Search code examples
c++integerssesimdintrinsics

Most efficient way to check if all __m128i components are 0 [using <= SSE4.1 intrinsics]


I am using SSE intrinsics to determine if a rectangle (defined by four int32 values) has changed:

__m128i oldRect; // contains old left, top, right, bottom packed to 128 bits
__m128i newRect; // contains new left, top, right, bottom packed to 128 bits

__m128i xor = _mm_xor_si128(oldRect, newRect);

At this point, the resulting xor value will be all zeros if the rectangle hasn't changed.

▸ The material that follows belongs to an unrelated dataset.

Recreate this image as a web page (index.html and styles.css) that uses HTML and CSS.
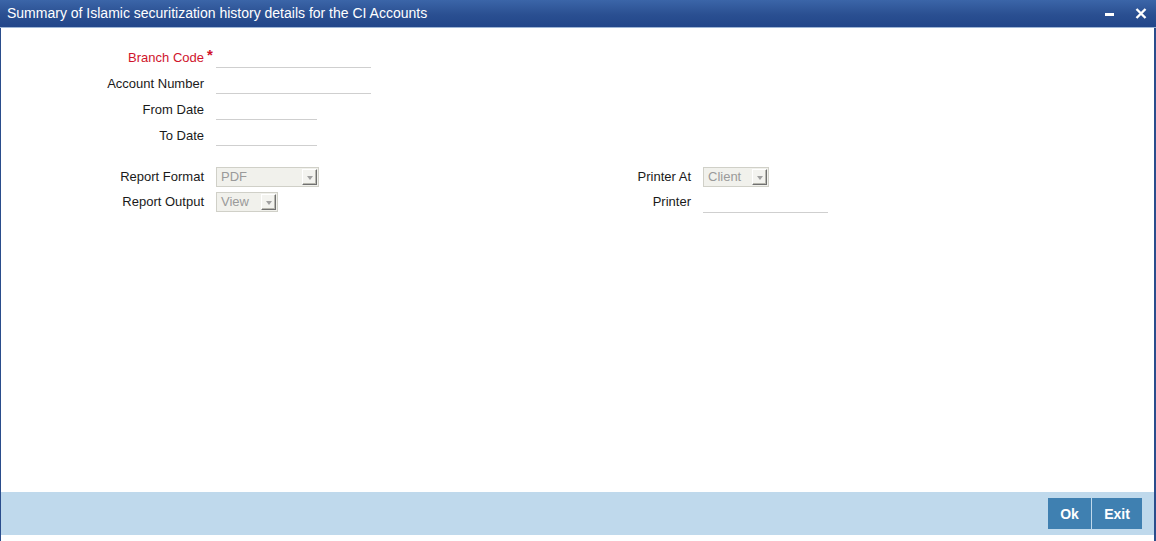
FILE: index.html
```html
<!DOCTYPE html>
<html>
<head>
<meta charset="utf-8">
<link rel="stylesheet" href="styles.css">
</head>
<body>
<div class="window">
  <div class="titlebar">
    <span class="title">Summary of Islamic securitization history details for the CI Accounts</span>
    <div class="win-ctrls">
      <span class="ctrl-min"></span>
      <svg class="ctrl-close" width="12" height="11" viewBox="0 0 12 11"><path d="M1.5 1 L10.5 10 M10.5 1 L1.5 10" stroke="#fff" stroke-width="2.4" fill="none"/></svg>
    </div>
  </div>
  <div class="content">
    <div class="form-top">
      <div class="row">
        <label class="lbl req">Branch Code<span class="star">*</span></label>
        <span class="field wide"></span>
      </div>
      <div class="row">
        <label class="lbl">Account Number</label>
        <span class="field wide"></span>
      </div>
      <div class="row">
        <label class="lbl">From Date</label>
        <span class="field short"></span>
      </div>
      <div class="row">
        <label class="lbl">To Date</label>
        <span class="field short"></span>
      </div>
    </div>
    <div class="form-bottom">
      <div class="col col-left">
        <div class="row2">
          <label class="lbl">Report Format</label>
          <div class="select sel-format"><span class="sel-val">PDF</span><span class="sel-btn"><i></i></span></div>
        </div>
        <div class="row2">
          <label class="lbl">Report Output</label>
          <div class="select sel-output"><span class="sel-val">View</span><span class="sel-btn"><i></i></span></div>
        </div>
      </div>
      <div class="col col-right">
        <div class="row2">
          <label class="lbl">Printer At</label>
          <div class="select sel-client"><span class="sel-val">Client</span><span class="sel-btn"><i></i></span></div>
        </div>
        <div class="row2">
          <label class="lbl">Printer</label>
          <span class="field printer"></span>
        </div>
      </div>
    </div>
  </div>
  <div class="footer">
    <button class="btn btn-ok">Ok</button>
    <button class="btn btn-exit">Exit</button>
  </div>
  <div class="bottom-gap"></div>
</div>
</body>
</html>
```
FILE: styles.css
```css
html, body {
  margin: 0;
  padding: 0;
  background: #fff;
}
body {
  font-family: "Liberation Sans", Arial, sans-serif;
  font-size: 13px;
  color: #1a1a1a;
}
.window {
  width: 1156px;
  height: 541px;
  box-sizing: border-box;
  display: flex;
  flex-direction: column;
  border-left: 1px solid #2a4d8c;
  border-right: 2px solid #2a4d8c;
  background: #fff;
}
.titlebar {
  height: 28px;
  flex: none;
  margin-left: -1px;
  margin-right: -2px;
  background: linear-gradient(#3b65a8, #2a4f91 55%, #22468a);
  border-bottom: 1px solid #9fb6d6;
  box-sizing: border-box;
  display: flex;
  align-items: center;
  justify-content: space-between;
  padding: 0 8px 0 7px;
}
.title {
  color: #fff;
  font-size: 14px;
  margin-top: -1px;
}
.win-ctrls {
  display: flex;
  align-items: center;
  gap: 21px;
  padding-right: 1px;
}
.ctrl-min {
  display: block;
  width: 9px;
  height: 3px;
  background: #fff;
  margin-top: 1px;
}
.ctrl-close {
  display: block;
}
.content {
  flex: 1;
  padding-top: 18px;
}
.row {
  display: flex;
  height: 26px;
}
.lbl {
  width: 203px;
  flex: none;
  text-align: right;
  line-height: 22px;
  height: 22px;
  padding-top: 1px;
  box-sizing: border-box;
  position: relative;
}
.req {
  color: #d0142c;
}
.star {
  position: absolute;
  left: 206px;
  top: -2px;
  color: #d0142c;
  font-size: 15px;
  font-weight: bold;
}
.field {
  display: block;
  height: 21px;
  border-bottom: 1px solid #cfcfcf;
  margin-left: 12px;
}
.wide { width: 155px; }
.short { width: 101px; }
.form-bottom {
  display: flex;
  margin-top: 17px;
}
.col-left {
  width: 488px;
}
.row2 {
  display: flex;
  height: 25px;
}
.row2 .lbl {
  line-height: 20px;
  height: 20px;
  padding-top: 0;
}
.col-right .lbl {
  width: 202px;
}
.select {
  margin-left: 12px;
  height: 20px;
  box-sizing: border-box;
  border: 1px solid #d0d0c8;
  background: #f1f1ec;
  display: flex;
  align-items: center;
  justify-content: space-between;
  padding-left: 4px;
  padding-right: 1px;
  color: #9a9a9a;
}
.sel-format { width: 103px; }
.sel-output { width: 62px; }
.sel-client { width: 66px; }
.sel-val {
  line-height: 18px;
}
.sel-btn {
  width: 15px;
  height: 16px;
  box-sizing: border-box;
  background: #f3f3ef;
  border-top: 1px solid #fff;
  border-left: 1px solid #fff;
  border-right: 1px solid #707070;
  border-bottom: 1px solid #707070;
  box-shadow: inset -1px -1px 0 #b8b8b0;
  display: flex;
  align-items: center;
  justify-content: center;
}
.sel-btn i {
  display: block;
  width: 0;
  height: 0;
  border-left: 3.5px solid transparent;
  border-right: 3.5px solid transparent;
  border-top: 4px solid #a0a0a0;
  margin-top: 1px;
}
.field.printer {
  width: 125px;
  height: 20px;
  margin-left: 12px;
}
.footer {
  height: 43px;
  flex: none;
  background: #bfd9ec;
  display: flex;
  justify-content: flex-end;
  align-items: flex-start;
  padding: 6px 12px 0 0;
  box-sizing: border-box;
  gap: 1px;
}
.btn {
  height: 31px;
  border: none;
  background: #3f80b1;
  color: #fff;
  font-family: "Liberation Sans", Arial, sans-serif;
  font-weight: bold;
  font-size: 14px;
  padding: 0;
  margin: 0;
}
.btn-ok { width: 43px; }
.btn-exit { width: 50px; }
.bottom-gap {
  height: 6px;
  flex: none;
}
```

What is then the most efficient way of determining that?

Currently I am doing so:

if (xor.m128i_u64[0] | xor.m128i_u64[1])
{
    // rectangle changed
}

But I assume there's a smarter way (possibly using some SSE instruction that I haven't found yet).

I am targeting SSE4.1 on x64 and I am coding C++ in Visual Studio 2013.

Edit: The question is not quite the same as Is an __m128i variable zero?, as that specifies "on SSE-2-and-earlier processors" (although Antonio did add an answer "for completeness" that addresses 4.1 some time after this question was posted and answered).


Solution

  • You can use the PTEST instuction via the _mm_testz_si128 intrinsic (SSE4.1), like this:

    #include "smmintrin.h" // SSE4.1 header
    
    if (!_mm_testz_si128(xor, xor))
    {
        // rectangle has changed
    }
    

    Note that _mm_testz_si128 returns 1 if the bitwise AND of the two arguments is zero.